I Am Not Your Problem

by Dr. Reve' M. Pete

Chapter 1

John Whattel and James became friends as boys, during the days of slavery. The Matthews Family owned James’ family as slaves. However, the Matthews were not harsh toward their slaves. They treated them kindly. The kindness of the Matthews family toward their slaves also protected them from some of the harsh realities of slavery, such as families being separated at the auction block.

John Whattel and James were the same age. Although James had duties and work to do as a slave, the Matthews also viewed him as a suitable companion for John Whattel, who, if not properly “entertained” could be prone to getting into mischief. Because of their arranged companionship, the two boys grew up together on the Matthews Family plantation and played together like brothers.

John Whattel’s grandfather, Samuel Matthews, owned the Matthews plantation. It was a huge plantation and had an area where Samuel would fish. John Whattel was crazy about his grandfather –- sure that the “sun rose and set” in him. Samuel would take both John Whattel and James fishing. He also taught the boys to hunt.

As the rumblings of the conflict between the states over slavery grew, pressures began to mount on plantation owners to join in the fight against the abolition of the way of life that Southern landowners had grown to love. Although Samuel Matthews did not at all approve of cruelty toward slaves, he did believe in the right to own them and to maintain the life that was the way of the South. When war broke out, he enlisted as an officer in the Confederate Army and went to war to defend the Southern way of life.

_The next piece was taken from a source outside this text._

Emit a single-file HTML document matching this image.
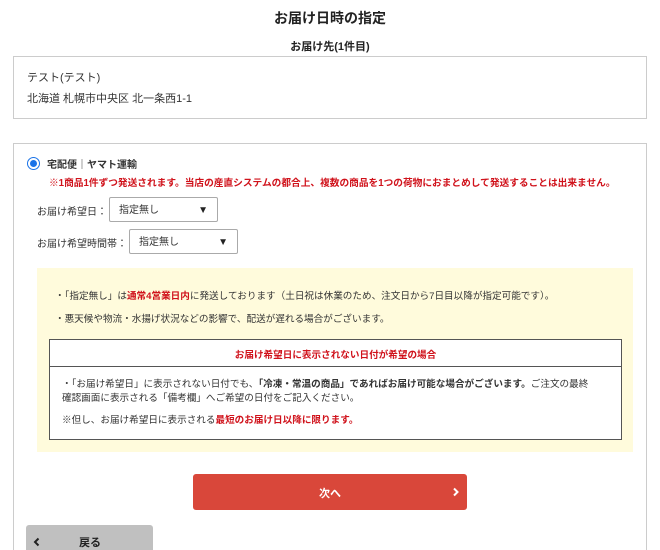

Samuel Matthews was wounded in a battle in Jackson Mississippi that was of a type that would cause General Sherman to say, “War is Hell”. Although the wound was not fatal, with too few medical supplies and medical personnel, Samuel was unable to get adequate treatment for it. While making his way home to his family, Samuel Matthews died not far from his plantation. Confederate soldiers delivered his body, draped over a horse, back to the plantation for burial – in plain site of a horrified John Whattel.